Como mujer que es, no pierde detalle de lo que sucede. Está atenta a cualquier eventualidad que se presente y donde ella pueda ayudar y ser útil. Pronto se da cuenta de que comienza a escasear el vino. Y de modo discreto y sublime, se preocupa de que ni los recién casados adviertan el fallo o escasez de vino. Quiere que estén bien, que lo pasen bien; que sea el día más feliz de su vida.  

Con qué dulce autoridad, que no autoritarismo, María actúa. Tiene experiencia de ama de casa, sabe que a la mujer le corresponde sacar adelante el hogar. Y asume un protagonismo, necesario y eficaz, que pasa desapercibido a los novios y a los mismos invitados al banquete nupcial.  

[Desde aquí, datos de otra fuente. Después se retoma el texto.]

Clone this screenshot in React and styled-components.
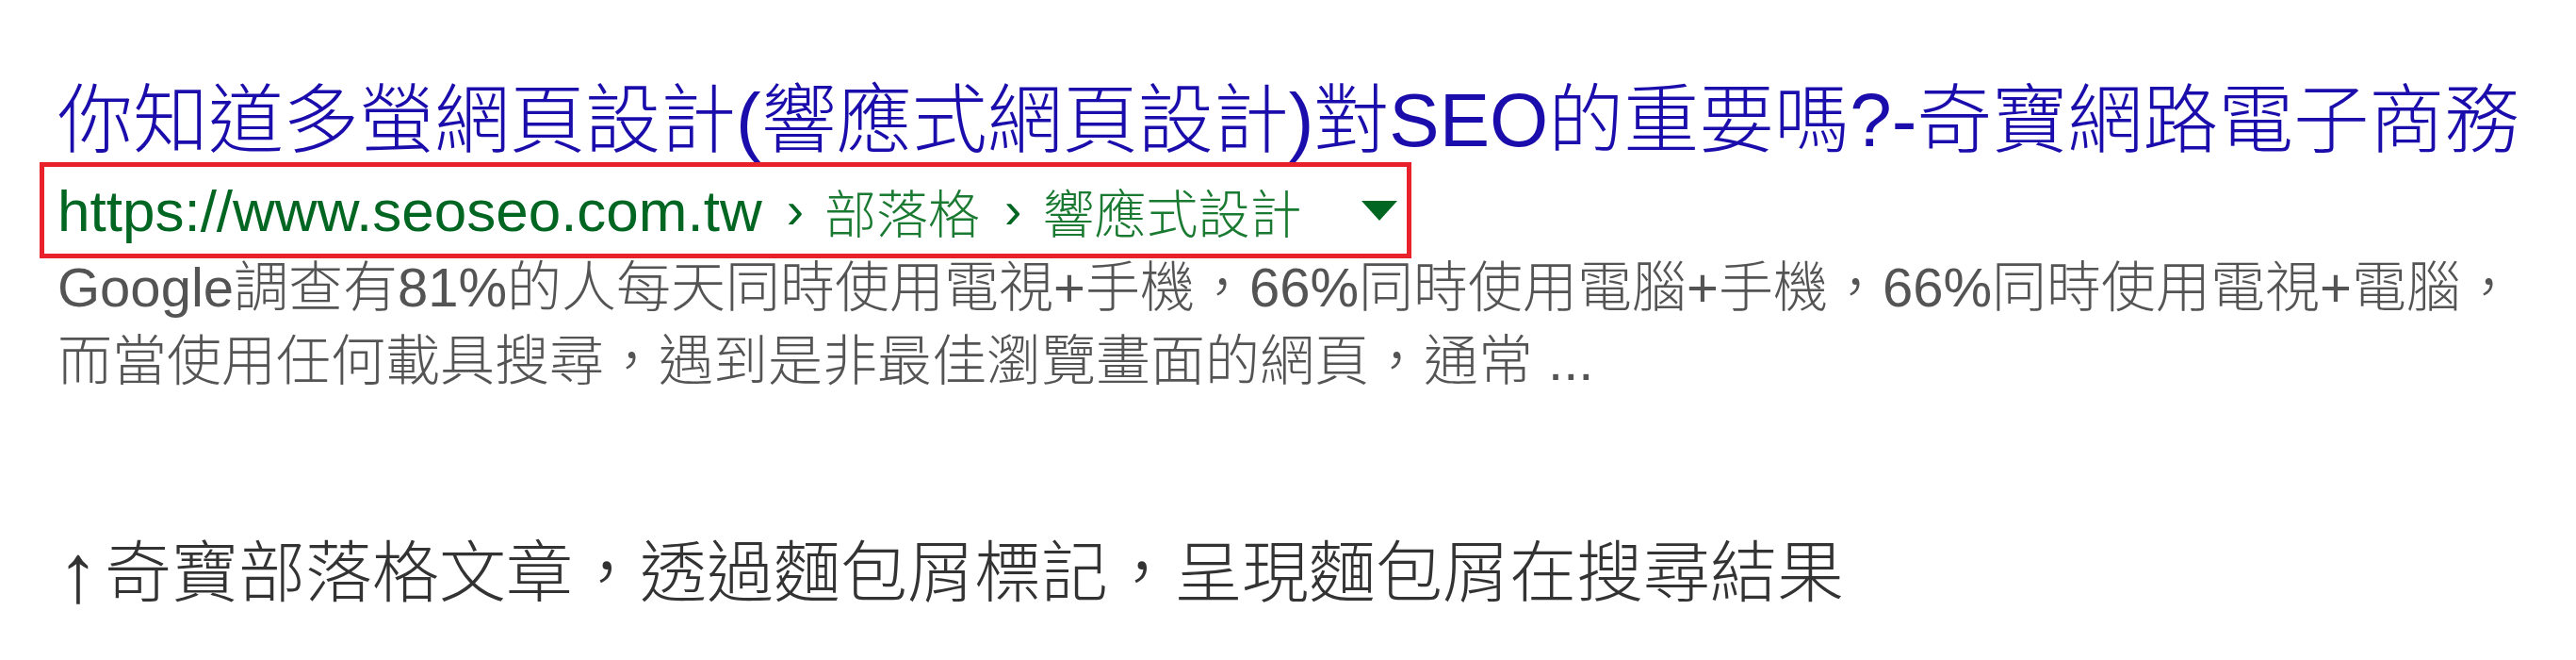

Ese es el verdadero y auténtico protagonismo: hacer que todo funcione sin que se advierta su presencia.  

Y cuando el milagro realizado por Jesús, de cambiar el agua en vino se produce, es posible que muy pocos dentro de la misma boda llegaran a enterarse. Y en todo caso, en ese momento se fijarían más bien en Jesús, que es quien realiza el milagro; y no en María, por quien se produce el milagro.  

María es un canto al amor humano.  

La presencia de María en Caná es al mismo tiempo un canto al amor humano, que es inseparable del amor divino. Es ella quien empuja a su Hijo a que intervenga, ante la delicada situación que por falta de vino se puede producir de que la fiesta decaiga y que la boda, motivo de celebración gozosa y festiva, termine siendo un desbarajuste.  

Y así, sin aspavientos, sin que nadie lo advierta, pone a Jesús en el centro de la escena. Jesús pasa a ser el protagonista de la fiesta, de la alegría que conlleva la boda, sin quitar para nada protagonismo a los protagonistas de la boda, los novios.